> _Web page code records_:
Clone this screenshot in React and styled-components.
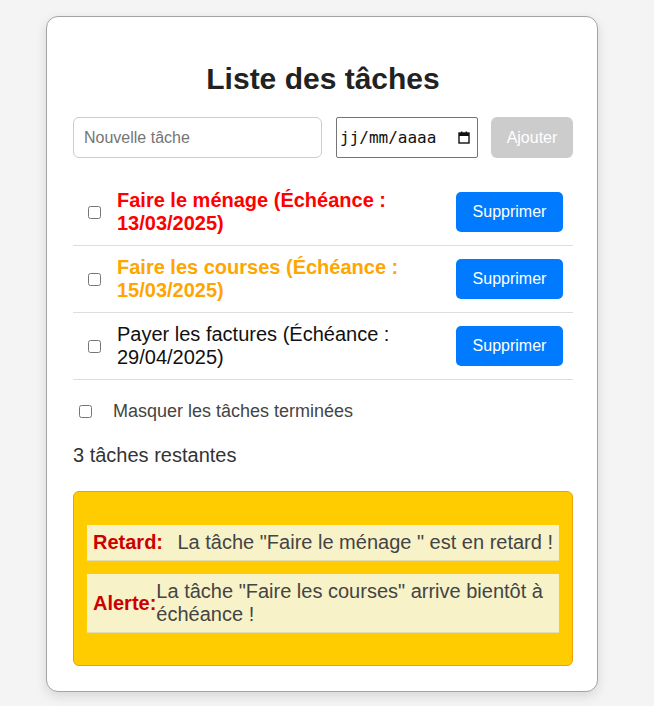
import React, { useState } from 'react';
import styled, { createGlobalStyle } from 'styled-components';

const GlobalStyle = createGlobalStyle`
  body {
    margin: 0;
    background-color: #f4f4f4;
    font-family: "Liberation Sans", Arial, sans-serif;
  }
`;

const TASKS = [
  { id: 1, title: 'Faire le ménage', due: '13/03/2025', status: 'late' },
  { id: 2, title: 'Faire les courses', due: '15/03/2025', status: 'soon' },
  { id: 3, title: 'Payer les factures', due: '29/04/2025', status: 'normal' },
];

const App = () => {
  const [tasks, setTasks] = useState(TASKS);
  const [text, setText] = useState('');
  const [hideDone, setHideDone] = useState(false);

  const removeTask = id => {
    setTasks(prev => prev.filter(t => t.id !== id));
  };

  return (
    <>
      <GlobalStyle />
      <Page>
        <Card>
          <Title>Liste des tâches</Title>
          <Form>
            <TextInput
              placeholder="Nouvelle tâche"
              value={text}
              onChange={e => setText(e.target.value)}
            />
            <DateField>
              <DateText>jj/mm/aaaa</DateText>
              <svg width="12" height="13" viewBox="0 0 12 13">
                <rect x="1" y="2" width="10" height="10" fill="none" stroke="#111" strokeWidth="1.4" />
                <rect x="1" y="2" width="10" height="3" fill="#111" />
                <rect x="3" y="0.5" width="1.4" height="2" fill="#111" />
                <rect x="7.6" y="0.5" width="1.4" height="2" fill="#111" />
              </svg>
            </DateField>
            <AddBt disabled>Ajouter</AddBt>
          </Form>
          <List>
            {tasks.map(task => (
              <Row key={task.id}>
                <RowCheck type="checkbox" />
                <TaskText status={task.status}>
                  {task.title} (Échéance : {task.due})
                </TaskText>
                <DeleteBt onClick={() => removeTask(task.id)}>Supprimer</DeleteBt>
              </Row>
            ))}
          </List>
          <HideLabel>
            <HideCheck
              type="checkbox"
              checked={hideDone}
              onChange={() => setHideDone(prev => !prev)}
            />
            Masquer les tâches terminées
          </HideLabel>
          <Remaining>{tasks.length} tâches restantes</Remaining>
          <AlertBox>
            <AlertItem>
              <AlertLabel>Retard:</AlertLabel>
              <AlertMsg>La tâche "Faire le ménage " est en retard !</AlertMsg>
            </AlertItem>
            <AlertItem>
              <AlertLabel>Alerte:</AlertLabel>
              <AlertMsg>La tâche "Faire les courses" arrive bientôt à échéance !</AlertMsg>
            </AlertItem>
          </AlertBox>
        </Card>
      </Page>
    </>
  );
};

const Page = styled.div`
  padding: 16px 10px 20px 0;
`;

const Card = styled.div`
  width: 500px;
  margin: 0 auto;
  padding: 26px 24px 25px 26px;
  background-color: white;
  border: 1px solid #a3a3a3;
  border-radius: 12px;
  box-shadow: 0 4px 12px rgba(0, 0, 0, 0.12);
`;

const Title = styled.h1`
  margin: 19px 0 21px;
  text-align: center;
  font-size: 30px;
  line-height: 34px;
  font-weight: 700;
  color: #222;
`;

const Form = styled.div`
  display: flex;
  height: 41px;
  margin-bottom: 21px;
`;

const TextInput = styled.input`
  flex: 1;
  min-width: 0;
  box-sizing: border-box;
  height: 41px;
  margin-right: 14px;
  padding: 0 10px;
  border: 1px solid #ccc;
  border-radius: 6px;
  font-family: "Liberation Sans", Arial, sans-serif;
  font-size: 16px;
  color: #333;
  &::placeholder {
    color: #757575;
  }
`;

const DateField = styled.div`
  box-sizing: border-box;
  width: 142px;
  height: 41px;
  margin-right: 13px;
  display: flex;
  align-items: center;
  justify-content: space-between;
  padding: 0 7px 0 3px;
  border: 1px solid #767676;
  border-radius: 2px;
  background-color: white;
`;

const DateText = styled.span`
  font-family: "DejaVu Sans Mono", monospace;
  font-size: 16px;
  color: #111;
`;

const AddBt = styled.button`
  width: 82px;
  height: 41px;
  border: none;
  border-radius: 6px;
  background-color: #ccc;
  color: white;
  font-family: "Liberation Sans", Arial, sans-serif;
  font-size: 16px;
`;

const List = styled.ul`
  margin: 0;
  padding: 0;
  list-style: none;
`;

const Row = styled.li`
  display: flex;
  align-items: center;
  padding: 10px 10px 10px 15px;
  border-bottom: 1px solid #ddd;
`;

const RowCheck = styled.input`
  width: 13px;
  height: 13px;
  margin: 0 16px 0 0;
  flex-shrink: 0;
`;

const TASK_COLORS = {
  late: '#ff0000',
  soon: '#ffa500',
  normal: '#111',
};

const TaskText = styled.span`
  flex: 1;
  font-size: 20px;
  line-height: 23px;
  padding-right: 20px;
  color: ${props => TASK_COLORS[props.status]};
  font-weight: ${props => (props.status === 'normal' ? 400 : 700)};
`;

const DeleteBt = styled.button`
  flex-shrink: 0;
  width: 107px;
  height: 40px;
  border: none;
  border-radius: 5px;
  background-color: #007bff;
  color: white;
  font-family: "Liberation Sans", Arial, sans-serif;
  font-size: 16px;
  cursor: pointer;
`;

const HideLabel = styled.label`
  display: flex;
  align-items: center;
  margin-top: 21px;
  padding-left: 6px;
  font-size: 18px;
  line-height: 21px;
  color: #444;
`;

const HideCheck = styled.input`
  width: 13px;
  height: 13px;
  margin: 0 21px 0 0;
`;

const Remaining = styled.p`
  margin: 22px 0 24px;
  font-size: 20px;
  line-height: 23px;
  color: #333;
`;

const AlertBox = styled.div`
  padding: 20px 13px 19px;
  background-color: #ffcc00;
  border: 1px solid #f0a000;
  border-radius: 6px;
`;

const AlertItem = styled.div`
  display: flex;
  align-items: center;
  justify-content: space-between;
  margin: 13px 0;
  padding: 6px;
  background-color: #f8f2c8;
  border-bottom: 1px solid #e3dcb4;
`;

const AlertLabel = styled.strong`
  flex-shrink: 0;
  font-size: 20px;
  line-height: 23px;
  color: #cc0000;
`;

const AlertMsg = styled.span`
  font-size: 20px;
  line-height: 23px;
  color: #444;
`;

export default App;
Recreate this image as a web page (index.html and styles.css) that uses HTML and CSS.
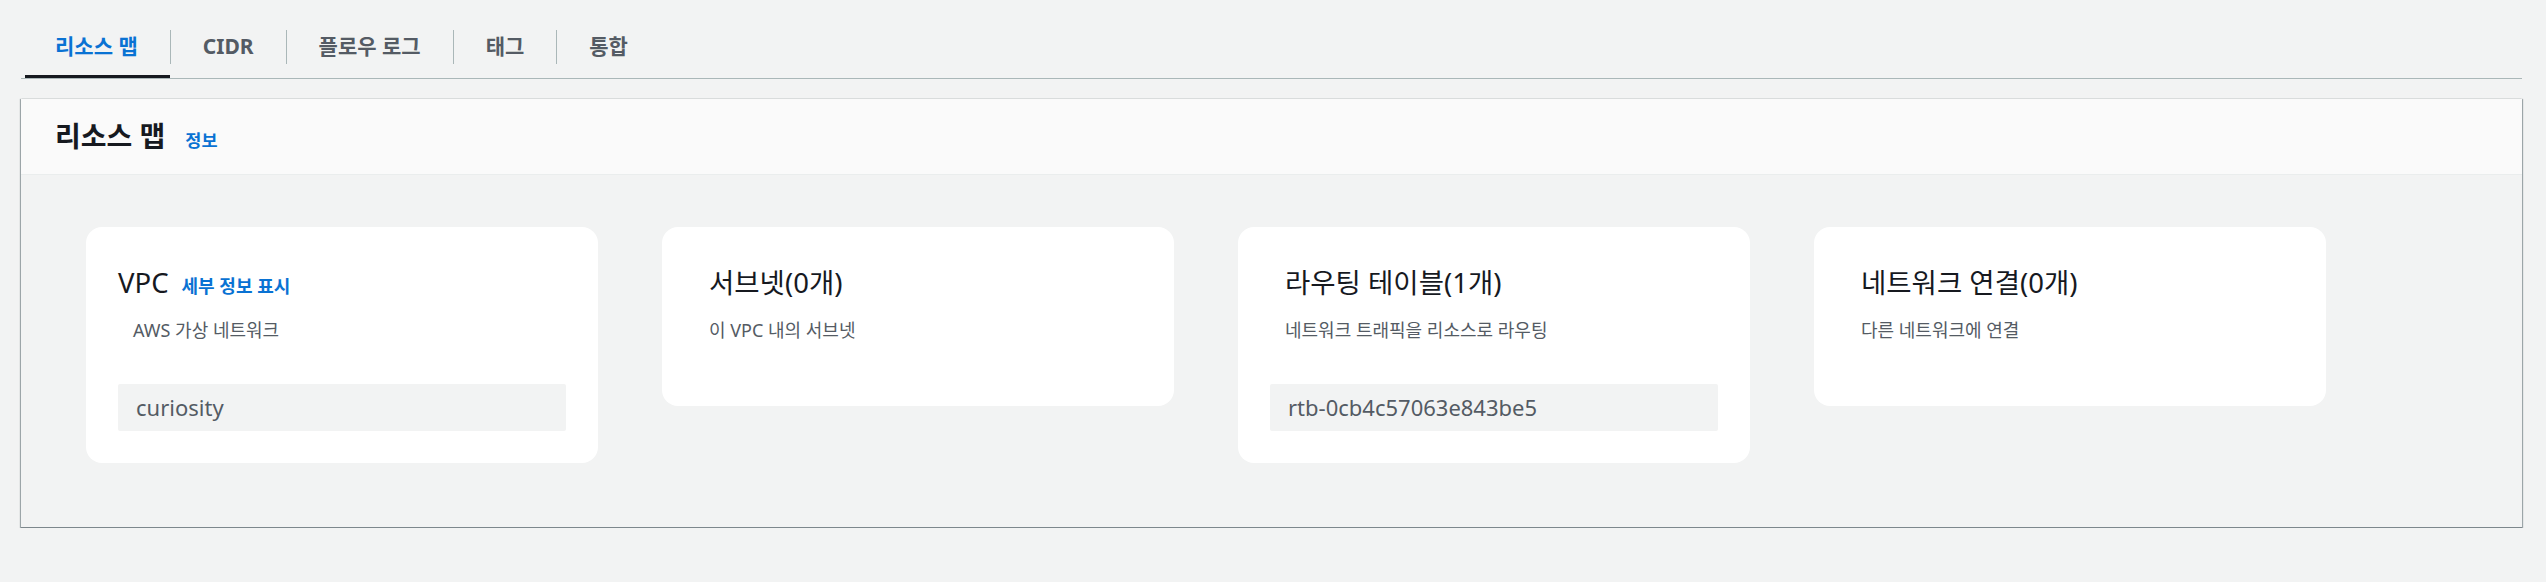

> _TASK TO CARRY OUT_:
Note each line of the entries that has "this" in it, and copy those lines.

> _ANSWER TO THE TASK_:
Clone this screenshot in React and styled-components.
Recreate this image as a web page (index.html and styles.css) that uses HTML and CSS.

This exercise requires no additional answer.